### Records supplied
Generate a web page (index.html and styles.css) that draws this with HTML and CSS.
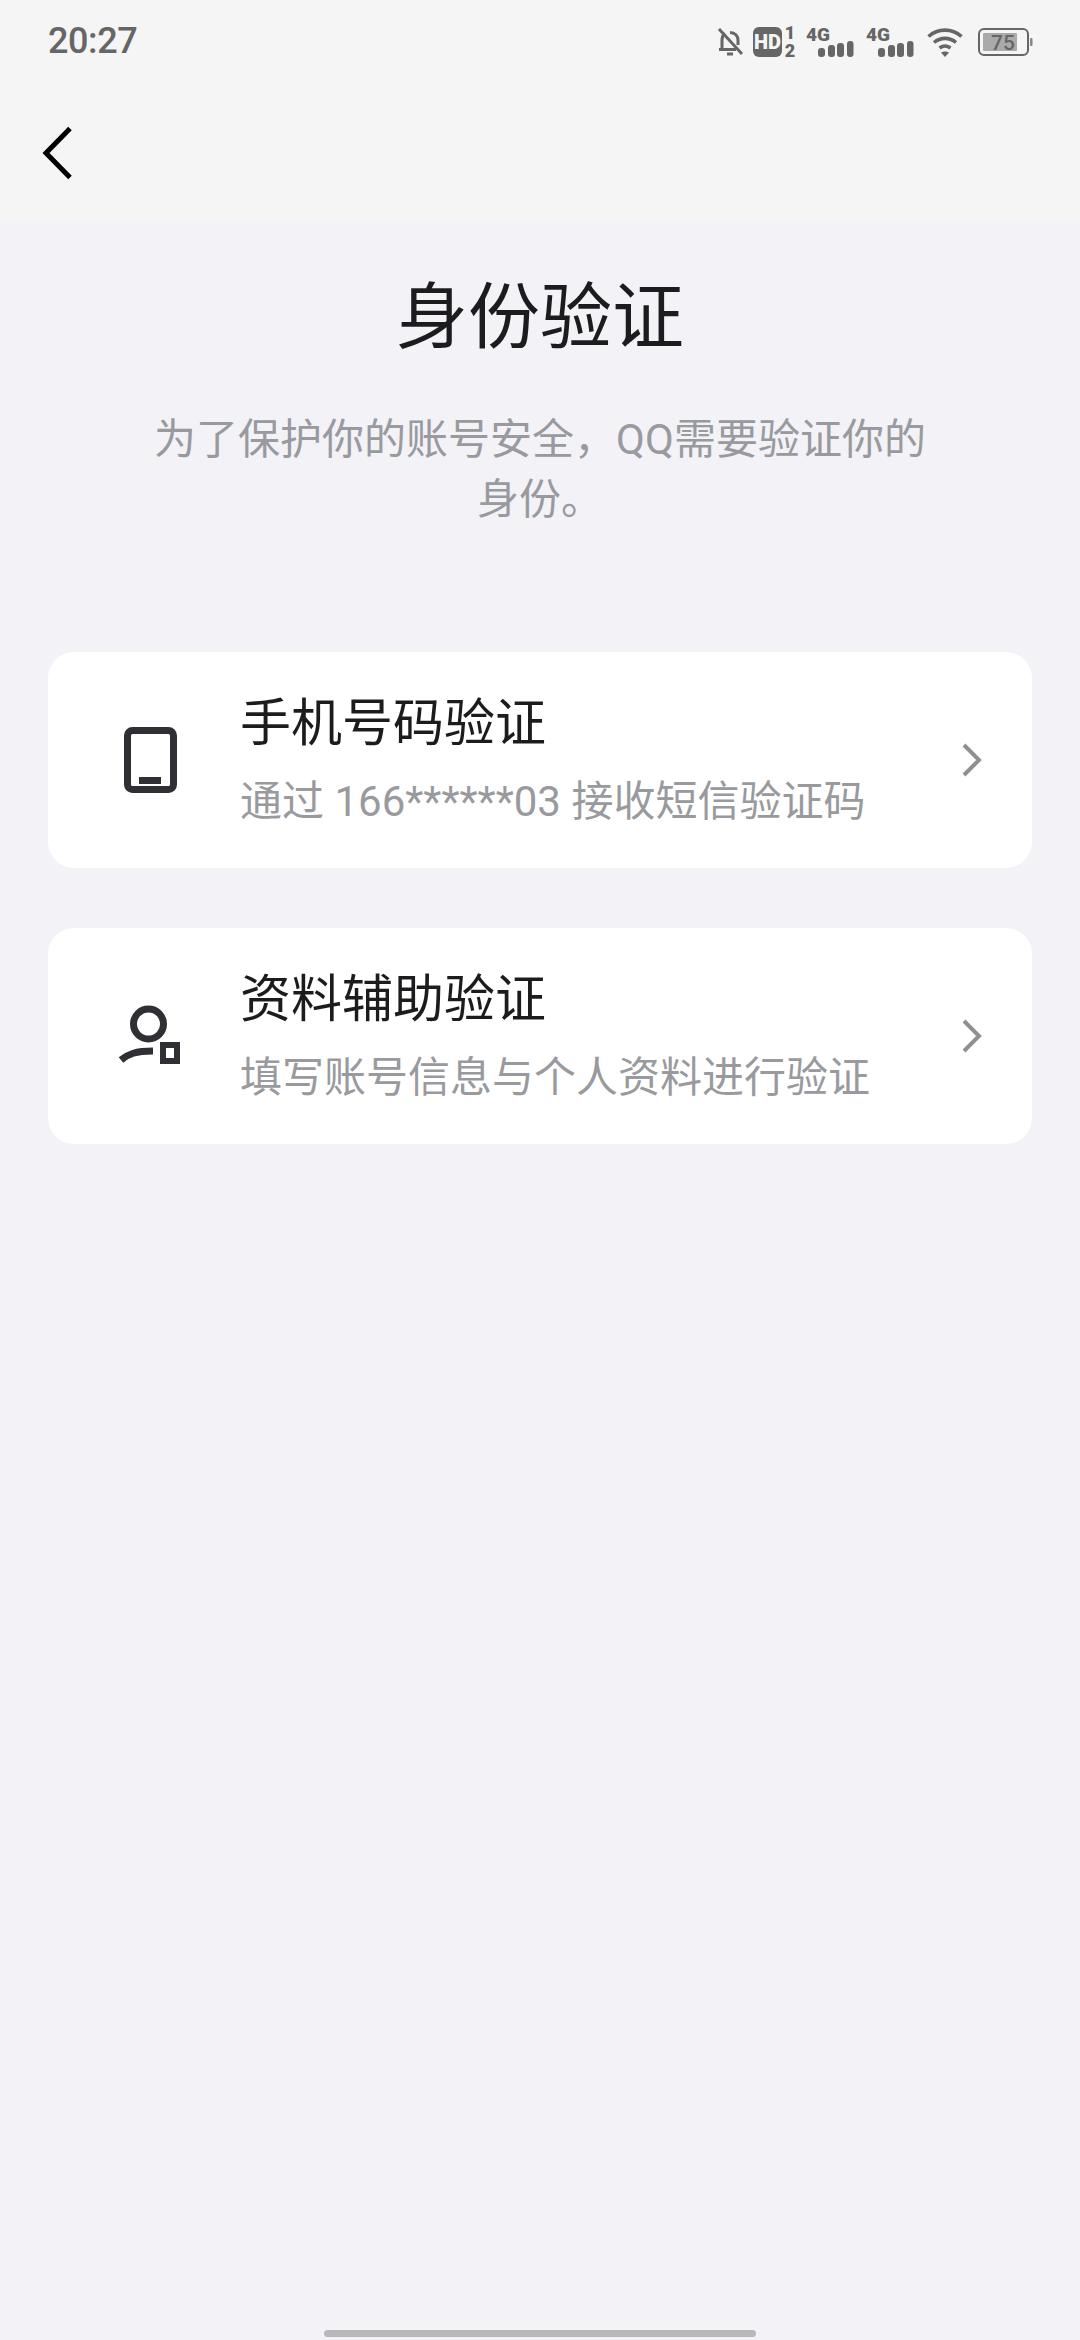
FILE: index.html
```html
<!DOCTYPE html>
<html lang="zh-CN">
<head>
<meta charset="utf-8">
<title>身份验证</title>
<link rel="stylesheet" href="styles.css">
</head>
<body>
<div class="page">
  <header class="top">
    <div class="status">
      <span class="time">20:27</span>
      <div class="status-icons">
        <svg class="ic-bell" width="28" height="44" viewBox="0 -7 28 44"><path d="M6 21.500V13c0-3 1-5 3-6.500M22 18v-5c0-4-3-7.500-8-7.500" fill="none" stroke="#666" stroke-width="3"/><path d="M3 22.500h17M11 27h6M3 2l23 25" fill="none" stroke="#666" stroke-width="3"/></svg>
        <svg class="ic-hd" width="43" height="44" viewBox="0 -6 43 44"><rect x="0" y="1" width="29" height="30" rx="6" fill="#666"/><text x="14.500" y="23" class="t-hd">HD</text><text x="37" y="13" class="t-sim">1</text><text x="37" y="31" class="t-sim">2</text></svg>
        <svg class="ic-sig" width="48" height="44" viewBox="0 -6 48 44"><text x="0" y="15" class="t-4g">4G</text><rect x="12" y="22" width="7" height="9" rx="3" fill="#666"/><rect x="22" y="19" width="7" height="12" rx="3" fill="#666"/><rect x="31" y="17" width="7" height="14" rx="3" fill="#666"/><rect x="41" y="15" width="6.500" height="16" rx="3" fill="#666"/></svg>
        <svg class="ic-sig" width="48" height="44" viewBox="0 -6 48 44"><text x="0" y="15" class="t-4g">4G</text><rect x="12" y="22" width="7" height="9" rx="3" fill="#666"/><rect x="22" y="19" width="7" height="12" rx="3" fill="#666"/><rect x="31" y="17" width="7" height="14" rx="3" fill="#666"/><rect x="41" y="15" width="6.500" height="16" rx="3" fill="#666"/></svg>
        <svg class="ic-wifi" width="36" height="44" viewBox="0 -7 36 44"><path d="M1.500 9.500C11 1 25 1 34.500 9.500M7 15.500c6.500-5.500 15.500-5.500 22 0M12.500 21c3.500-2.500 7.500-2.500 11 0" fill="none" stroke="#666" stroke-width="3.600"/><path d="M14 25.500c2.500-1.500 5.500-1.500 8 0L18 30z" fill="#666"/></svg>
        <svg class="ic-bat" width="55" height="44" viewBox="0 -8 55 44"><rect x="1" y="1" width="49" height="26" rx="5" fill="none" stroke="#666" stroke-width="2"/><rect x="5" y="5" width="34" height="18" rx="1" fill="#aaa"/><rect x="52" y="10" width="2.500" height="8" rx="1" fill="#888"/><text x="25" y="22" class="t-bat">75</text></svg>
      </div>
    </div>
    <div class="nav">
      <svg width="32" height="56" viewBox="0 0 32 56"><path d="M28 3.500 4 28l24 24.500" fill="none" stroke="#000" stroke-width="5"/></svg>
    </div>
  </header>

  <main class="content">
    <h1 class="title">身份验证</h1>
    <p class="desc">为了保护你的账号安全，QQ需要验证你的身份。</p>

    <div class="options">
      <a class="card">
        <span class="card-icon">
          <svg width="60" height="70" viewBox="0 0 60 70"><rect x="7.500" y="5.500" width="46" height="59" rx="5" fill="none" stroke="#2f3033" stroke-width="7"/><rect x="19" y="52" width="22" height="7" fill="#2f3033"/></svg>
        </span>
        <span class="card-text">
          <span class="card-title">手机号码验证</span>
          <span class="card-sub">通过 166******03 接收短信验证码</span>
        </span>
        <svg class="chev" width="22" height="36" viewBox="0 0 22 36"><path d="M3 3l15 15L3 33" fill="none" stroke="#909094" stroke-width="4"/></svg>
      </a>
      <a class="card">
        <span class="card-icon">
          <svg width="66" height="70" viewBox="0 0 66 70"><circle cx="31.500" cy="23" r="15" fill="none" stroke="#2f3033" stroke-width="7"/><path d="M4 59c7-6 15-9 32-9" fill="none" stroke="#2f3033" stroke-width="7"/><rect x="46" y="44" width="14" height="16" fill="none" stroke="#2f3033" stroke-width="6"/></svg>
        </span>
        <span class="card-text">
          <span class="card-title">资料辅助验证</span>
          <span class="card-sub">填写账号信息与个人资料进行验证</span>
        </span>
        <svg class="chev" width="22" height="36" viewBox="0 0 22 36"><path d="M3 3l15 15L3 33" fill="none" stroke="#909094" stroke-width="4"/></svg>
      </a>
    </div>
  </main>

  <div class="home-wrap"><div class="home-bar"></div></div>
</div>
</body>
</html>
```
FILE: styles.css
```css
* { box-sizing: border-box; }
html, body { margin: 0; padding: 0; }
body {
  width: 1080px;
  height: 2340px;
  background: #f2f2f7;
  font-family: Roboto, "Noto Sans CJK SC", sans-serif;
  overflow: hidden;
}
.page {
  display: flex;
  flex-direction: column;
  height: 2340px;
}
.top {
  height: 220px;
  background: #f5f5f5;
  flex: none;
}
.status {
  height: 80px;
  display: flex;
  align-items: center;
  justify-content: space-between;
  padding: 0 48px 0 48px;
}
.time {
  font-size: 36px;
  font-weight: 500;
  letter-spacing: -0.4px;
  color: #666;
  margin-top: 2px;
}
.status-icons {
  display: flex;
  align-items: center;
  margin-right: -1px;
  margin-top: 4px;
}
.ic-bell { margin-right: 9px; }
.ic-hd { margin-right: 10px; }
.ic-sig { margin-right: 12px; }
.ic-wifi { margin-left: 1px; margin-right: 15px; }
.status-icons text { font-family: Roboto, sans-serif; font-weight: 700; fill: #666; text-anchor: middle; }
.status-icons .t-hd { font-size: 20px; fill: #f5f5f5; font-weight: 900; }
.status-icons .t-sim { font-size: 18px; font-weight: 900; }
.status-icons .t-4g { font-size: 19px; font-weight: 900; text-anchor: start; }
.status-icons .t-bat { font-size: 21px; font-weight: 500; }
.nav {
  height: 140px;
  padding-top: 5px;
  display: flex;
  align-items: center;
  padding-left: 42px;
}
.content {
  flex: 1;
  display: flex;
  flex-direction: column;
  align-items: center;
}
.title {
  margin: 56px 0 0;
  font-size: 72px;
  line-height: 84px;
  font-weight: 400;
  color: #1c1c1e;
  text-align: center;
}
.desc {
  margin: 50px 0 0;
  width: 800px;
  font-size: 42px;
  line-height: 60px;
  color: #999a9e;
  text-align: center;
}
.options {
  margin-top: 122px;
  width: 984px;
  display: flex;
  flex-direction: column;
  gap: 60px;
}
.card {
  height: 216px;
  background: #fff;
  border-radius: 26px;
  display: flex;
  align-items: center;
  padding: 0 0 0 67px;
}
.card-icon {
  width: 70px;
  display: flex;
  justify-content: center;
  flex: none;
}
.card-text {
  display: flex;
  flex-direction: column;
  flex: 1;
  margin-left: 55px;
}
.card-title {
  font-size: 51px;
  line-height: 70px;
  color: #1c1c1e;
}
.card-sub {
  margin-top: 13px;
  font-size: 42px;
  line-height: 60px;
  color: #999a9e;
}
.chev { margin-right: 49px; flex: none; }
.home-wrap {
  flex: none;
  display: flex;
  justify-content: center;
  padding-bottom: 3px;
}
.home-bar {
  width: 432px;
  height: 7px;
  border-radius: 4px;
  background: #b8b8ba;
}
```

---

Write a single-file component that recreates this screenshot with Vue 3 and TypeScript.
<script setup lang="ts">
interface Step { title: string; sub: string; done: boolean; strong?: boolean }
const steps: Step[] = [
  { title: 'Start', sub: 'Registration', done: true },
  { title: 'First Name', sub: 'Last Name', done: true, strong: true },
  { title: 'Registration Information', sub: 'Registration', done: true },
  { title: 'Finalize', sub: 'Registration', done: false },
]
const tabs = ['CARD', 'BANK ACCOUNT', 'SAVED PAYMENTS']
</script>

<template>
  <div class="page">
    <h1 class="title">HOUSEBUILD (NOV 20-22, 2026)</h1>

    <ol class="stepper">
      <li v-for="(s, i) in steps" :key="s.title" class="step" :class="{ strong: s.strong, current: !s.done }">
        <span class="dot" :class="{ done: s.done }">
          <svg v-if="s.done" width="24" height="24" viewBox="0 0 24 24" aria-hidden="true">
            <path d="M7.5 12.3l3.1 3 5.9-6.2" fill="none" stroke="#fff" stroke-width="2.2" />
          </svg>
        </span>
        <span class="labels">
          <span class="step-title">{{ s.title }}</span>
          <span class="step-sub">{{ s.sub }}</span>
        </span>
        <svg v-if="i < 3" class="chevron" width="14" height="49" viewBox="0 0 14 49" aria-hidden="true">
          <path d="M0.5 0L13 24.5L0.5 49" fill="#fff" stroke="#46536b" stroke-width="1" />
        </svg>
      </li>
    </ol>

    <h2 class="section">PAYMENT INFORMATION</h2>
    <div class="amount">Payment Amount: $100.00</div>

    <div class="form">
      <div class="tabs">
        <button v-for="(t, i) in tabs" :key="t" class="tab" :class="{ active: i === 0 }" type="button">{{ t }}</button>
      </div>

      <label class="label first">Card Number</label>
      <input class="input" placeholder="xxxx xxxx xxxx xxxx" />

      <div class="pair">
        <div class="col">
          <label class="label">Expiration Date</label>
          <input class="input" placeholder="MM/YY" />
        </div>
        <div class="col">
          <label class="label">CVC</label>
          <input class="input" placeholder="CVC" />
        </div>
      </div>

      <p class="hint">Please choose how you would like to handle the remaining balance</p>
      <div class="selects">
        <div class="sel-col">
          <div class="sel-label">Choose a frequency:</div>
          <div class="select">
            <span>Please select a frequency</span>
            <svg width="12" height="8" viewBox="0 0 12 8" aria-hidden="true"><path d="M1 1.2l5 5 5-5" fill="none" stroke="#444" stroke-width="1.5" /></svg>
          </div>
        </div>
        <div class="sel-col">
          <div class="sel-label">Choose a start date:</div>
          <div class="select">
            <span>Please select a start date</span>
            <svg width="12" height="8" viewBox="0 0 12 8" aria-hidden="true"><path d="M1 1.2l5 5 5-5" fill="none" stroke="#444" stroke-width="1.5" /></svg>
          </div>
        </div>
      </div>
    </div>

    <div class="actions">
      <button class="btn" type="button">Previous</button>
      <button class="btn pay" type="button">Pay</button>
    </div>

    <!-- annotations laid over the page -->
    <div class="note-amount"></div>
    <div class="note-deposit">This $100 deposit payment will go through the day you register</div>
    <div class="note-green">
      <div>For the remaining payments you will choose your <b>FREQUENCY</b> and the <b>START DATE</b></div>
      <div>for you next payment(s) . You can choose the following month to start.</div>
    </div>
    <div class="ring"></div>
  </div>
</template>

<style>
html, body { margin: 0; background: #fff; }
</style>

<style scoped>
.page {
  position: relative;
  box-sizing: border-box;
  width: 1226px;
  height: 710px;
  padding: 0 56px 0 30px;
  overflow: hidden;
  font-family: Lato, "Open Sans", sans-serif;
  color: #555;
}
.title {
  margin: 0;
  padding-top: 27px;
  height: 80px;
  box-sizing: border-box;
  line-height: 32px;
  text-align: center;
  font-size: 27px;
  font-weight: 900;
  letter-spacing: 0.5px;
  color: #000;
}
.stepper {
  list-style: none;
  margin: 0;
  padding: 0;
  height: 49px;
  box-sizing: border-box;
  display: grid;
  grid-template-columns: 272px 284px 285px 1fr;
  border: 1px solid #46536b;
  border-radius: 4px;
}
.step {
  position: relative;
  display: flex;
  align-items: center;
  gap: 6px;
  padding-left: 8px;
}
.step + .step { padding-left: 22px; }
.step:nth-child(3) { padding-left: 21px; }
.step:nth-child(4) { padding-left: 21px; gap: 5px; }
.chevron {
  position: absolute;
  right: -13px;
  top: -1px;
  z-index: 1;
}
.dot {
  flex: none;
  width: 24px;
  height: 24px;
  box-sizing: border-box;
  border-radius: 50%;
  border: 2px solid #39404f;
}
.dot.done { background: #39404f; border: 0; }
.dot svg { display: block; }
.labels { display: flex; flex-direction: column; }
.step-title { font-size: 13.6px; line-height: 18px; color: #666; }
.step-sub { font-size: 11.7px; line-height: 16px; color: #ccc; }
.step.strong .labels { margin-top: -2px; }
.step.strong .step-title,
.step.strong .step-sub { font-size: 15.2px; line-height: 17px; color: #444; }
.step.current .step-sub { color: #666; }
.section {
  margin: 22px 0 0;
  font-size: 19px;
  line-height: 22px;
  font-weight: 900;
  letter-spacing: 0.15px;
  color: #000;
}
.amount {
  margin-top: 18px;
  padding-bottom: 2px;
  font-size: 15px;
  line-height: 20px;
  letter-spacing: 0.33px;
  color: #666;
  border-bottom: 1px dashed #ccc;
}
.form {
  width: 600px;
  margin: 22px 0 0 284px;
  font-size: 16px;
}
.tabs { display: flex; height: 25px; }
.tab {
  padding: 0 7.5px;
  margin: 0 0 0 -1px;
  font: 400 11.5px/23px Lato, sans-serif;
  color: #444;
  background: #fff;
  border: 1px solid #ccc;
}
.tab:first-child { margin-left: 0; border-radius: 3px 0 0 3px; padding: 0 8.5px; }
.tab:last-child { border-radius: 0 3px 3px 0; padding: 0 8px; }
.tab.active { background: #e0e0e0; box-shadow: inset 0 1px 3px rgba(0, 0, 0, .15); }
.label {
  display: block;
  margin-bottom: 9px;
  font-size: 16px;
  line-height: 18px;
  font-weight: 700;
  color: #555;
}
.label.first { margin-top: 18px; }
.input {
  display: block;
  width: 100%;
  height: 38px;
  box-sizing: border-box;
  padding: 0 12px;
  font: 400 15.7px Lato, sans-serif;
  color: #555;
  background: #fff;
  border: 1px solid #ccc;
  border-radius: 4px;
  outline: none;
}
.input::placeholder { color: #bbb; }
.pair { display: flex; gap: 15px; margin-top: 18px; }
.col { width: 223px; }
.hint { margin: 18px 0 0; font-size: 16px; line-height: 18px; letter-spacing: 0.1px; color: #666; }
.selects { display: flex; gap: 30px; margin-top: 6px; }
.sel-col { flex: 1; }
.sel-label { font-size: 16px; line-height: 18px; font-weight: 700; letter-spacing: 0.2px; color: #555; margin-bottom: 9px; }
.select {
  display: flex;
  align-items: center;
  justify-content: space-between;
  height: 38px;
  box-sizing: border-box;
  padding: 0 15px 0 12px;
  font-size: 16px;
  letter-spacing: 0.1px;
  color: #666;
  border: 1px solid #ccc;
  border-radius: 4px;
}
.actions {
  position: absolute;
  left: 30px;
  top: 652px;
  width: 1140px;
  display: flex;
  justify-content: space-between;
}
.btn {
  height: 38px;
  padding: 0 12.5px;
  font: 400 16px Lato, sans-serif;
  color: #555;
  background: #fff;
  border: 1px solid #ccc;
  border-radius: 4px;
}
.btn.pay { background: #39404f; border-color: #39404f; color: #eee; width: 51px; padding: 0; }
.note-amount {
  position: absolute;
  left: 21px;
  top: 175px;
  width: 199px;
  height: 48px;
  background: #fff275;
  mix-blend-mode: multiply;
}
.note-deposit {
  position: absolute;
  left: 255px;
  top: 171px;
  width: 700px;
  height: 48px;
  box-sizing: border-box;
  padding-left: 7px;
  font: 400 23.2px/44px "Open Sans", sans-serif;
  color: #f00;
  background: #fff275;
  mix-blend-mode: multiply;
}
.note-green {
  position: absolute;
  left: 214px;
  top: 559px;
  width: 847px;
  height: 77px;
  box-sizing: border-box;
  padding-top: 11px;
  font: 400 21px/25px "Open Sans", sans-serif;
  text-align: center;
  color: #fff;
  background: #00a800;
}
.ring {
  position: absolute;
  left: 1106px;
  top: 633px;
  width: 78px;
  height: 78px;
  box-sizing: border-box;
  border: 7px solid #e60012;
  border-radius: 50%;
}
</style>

### Direction
Find the string "styles" in the records, then copy each line where it occurs.

### Answer to this exercise
Generate a web page (index.html and styles.css) that draws this with HTML and CSS.
<link rel="stylesheet" href="styles.css">
FILE: styles.css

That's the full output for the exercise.